[Interface markup and scripts]

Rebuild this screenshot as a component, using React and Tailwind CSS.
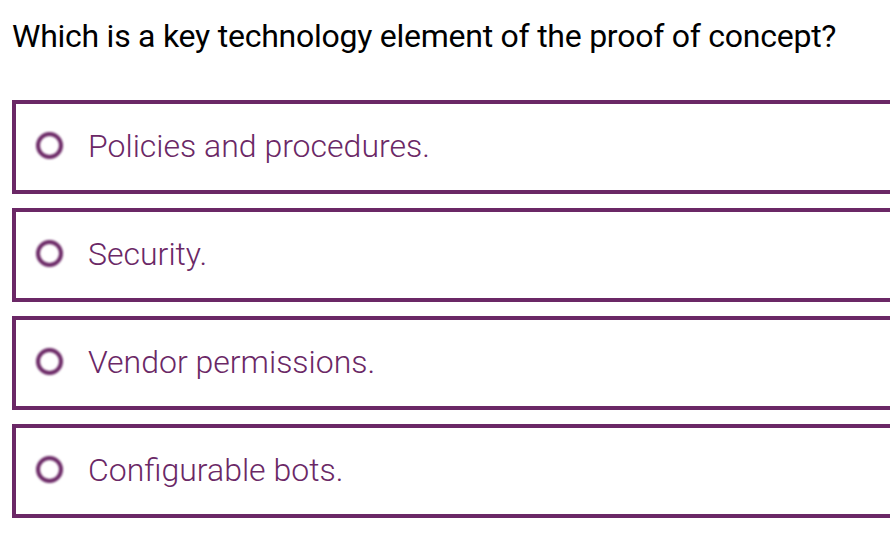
const options = [
  'Policies and procedures.',
  'Security.',
  'Vendor permissions.',
  'Configurable bots.',
];

export default function App() {
  return (
    <div className="h-[554px] w-[890px] overflow-hidden bg-white font-['Roboto',sans-serif]">
      <div className="w-[900px] pl-3">
        <h1 className="pt-[10px] text-[32px] leading-[52px] font-normal tracking-[-0.25px] text-black">
          Which is a key technology element of the proof of concept?
        </h1>
        <div className="mt-[38px] flex flex-col gap-[14px]">
          {options.map((opt) => (
            <label key={opt} className="flex h-[94px] items-center border-4 border-[#6b2866] pl-[20px]">
              <span className="mb-[4px] h-[27px] w-[27px] shrink-0 rounded-full border-[4.5px] border-[#6b2866] blur-[0.8px]" />
              <span className="mb-[2px] ml-[25px] text-[32px] leading-none font-light text-[#6b2866]">{opt}</span>
            </label>
          ))}
        </div>
      </div>
    </div>
  );
}
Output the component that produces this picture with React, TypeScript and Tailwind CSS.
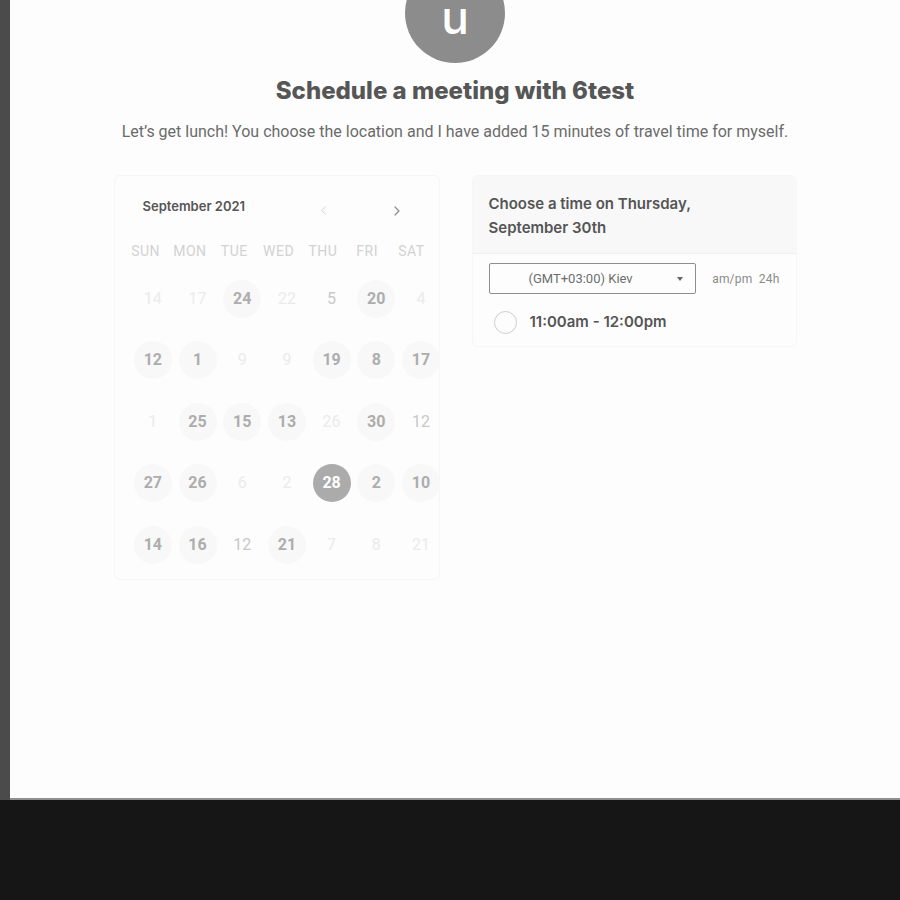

» **What is expected**
The material above must be printed exactly, with its pictures left out.

» **Response to this exercise**
Rebuild this screenshot as a component, using React and Tailwind CSS.
const options = [
  'Policies and procedures.',
  'Security.',
  'Vendor permissions.',
  'Configurable bots.',
];

export default function App() {
  return (
    <div className="h-[554px] w-[890px] overflow-hidden bg-white font-['Roboto',sans-serif]">
      <div className="w-[900px] pl-3">
        <h1 className="pt-[10px] text-[32px] leading-[52px] font-normal tracking-[-0.25px] text-black">
          Which is a key technology element of the proof of concept?
        </h1>
        <div className="mt-[38px] flex flex-col gap-[14px]">
          {options.map((opt) => (
            <label key={opt} className="flex h-[94px] items-center border-4 border-[#6b2866] pl-[20px]">
              <span className="mb-[4px] h-[27px] w-[27px] shrink-0 rounded-full border-[4.5px] border-[#6b2866] blur-[0.8px]" />
              <span className="mb-[2px] ml-[25px] text-[32px] leading-none font-light text-[#6b2866]">{opt}</span>
            </label>
          ))}
        </div>
      </div>
    </div>
  );
}
Output the component that produces this picture with React, TypeScript and Tailwind CSS.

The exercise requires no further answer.